C’ : Le mémorial (zakar : v.7) des actes de secours et de protection de Dieu à l’égard du croyant (v.7-8), et en retour la reconnaissance du croyant, auxquels – c’est une hypothèse – correspond(ra) le culte synagogal. Cet acte de mémoire caractérise la foi au Dieu d’Israël : rappel des merveilles qu’il a accomplies pour le peuple d’Israël, qu’il continue d’accomplir aujourd’hui, mais qui est aussi et surtout une manière de lui dire notre amour. Le mémorial au sens biblique du terme n’est pas d’abord anamnèse pour les croyants, acte de mémoire pour eux, mais rappel à Dieu. Certes l’amour pour Dieu répond ici à l’attente de salut vis à vis d’une persécution extérieure décrite en B’ (v.9-11), incluant un souci de soi marqué par la répétition de « mon âme » (napheshi : v.9a, 10a). Mais il s’agit aussi d’un acte de confiance renouvelé à l’égard de Dieu.

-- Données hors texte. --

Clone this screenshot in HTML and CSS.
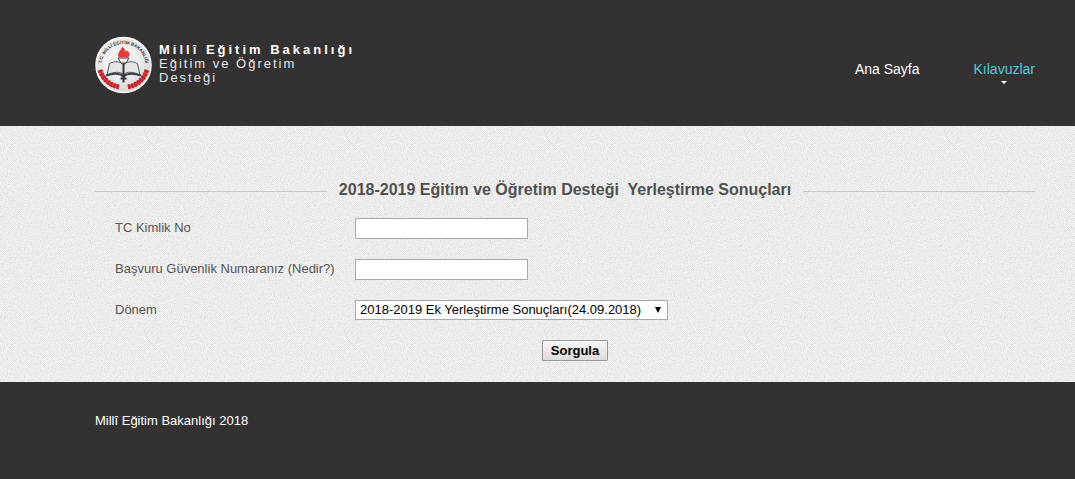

L’ordre BC suivi de C’B’ importe et a une profonde valeur spirituelle : la soif de Dieu pour lui-même (B) et son assouvissement cultuel par la louange (C), précèdent la reconnaissance à Dieu pour ses dons (C’) et la demande de délivrance (B’). Les premiers donnent même aux seconds leur sens d’acte d’amour, de gratitude et de confiance plutôt que d’instrumentalisation de Dieu au service de l’homme, de réduction de Dieu à un moyen. Lorsqu’au contraire Dieu est aimé pour lui-même, et que tout n’est que moyen au service de cet amour, nos propres manques dans l’ordre temporel peuvent tout à fait être mobilisés pour l’affirmation de cet amour sous la forme d’une prière de reconnaissance et de demande. Commencer par l’action de grâce – qui à la différence d’un remerciement, consiste à rendre grâce à Dieu pour lui-même et non pour tel ou tel de ses bienfaits – aimer Dieu de tout son cœur, de toute son âme, de toute sa force (Dt 6,4) va jusqu’à cet ordonnancement. Les principes et fondements de St Ignace de Loyola au début de ses « Exercices Spirituels » ne disent pas un autre ordre. Cet ordre fondamental est aussi celui du Notre Père, dont la première partie loue Dieu parce qu’il est Dieu, avant une deuxième partie de demandes que le croyant lui adresse.